Uvomorulin mediates calcium-dependent aggregation of islet cells, whereas calcium-independent cell adhesion molecules distinguish between islet cell types

Abstract

Rat islets of Langerhans are organized as a core of B-cells surrounded by non-B-cells. It is believed that cell type segregation during histogenesis is the result of the differential expression of cell adhesion molecules (CAMs). Since we have previously shown that in contrast to non-B-cells, homotypic adhesion of pancreatic B-cells is dependent on the presence of Ca 2+, the possibility exists that Ca 2+-dependent CAMs (cadherins) might be in part responsible for islet topography.
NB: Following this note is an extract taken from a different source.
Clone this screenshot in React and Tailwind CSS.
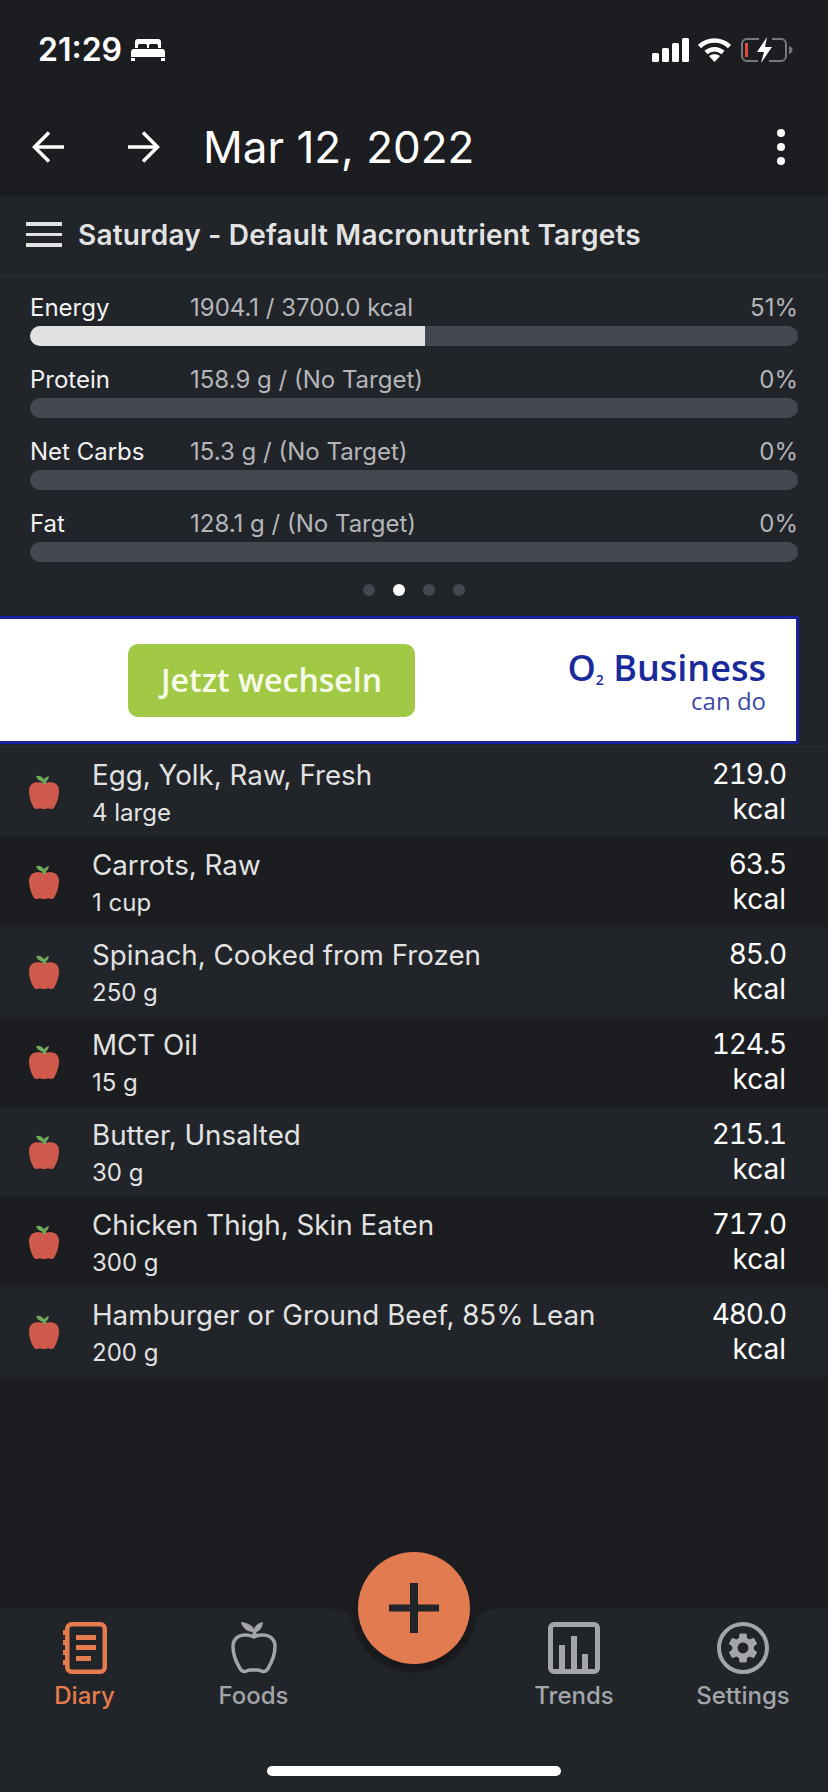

We now demonstrate that after selective removal of Ca 2+-independent CAMs from the surface of islet cells by mild trypsin Ca 2+ digestion (TC-treatment), there is no significant difference in homotypic adhesion between sorted B- and non-B-cells in the presence of calcium, suggesting an identical deployment of cadherins. Flow cytometric analysis reveals high levels of uvomorulin on both B- and non-B-cells, without any difference between the two populations. On a “1 to 100” scale, B-cell aggregation in the presence of Ca 2+ was decreased by anti-uvomorulin Fab fragments from 67 ± 4 to 25 ± 3 (mean ± SEM, n = 4, P < 0.01). This level is not different from the degree of B-cell aggregation seen in the presence of 0.5 m M EDTA (22 ± 2). Aggregation of non-B-cells was only slightly decreased by anti-uvomorulin Fab fragments (from 69 ± 3 to 52 ± 4). However, after TC-treatment, homotypic cell aggregation of both B- and non-B-cells was completely inhibited by anti-uvomorulin Fab fragments. Thus, uvomorulin appears to be the only functional cadherin on islet cells, and cell type aggregation properties diverge only by virtue of higher levels of Ca 2+-independent CAMs on non-B-cells. Fab fragments with the property of perturbing islet cell aggregation in the absence but not in the presence of calcium also prevented pseudoislet organization in vitro, suggesting that Ca 2+-independent CAMs play the major role in islet cell type segregation. In conclusion, the results show that uvomorulin is responsible for the Ca 2+-dependent aggregation of islet cells and suggest that the cellular organization within islets or pseudoislets results from the different level of Ca 2+-independent CAMs on islet cell types.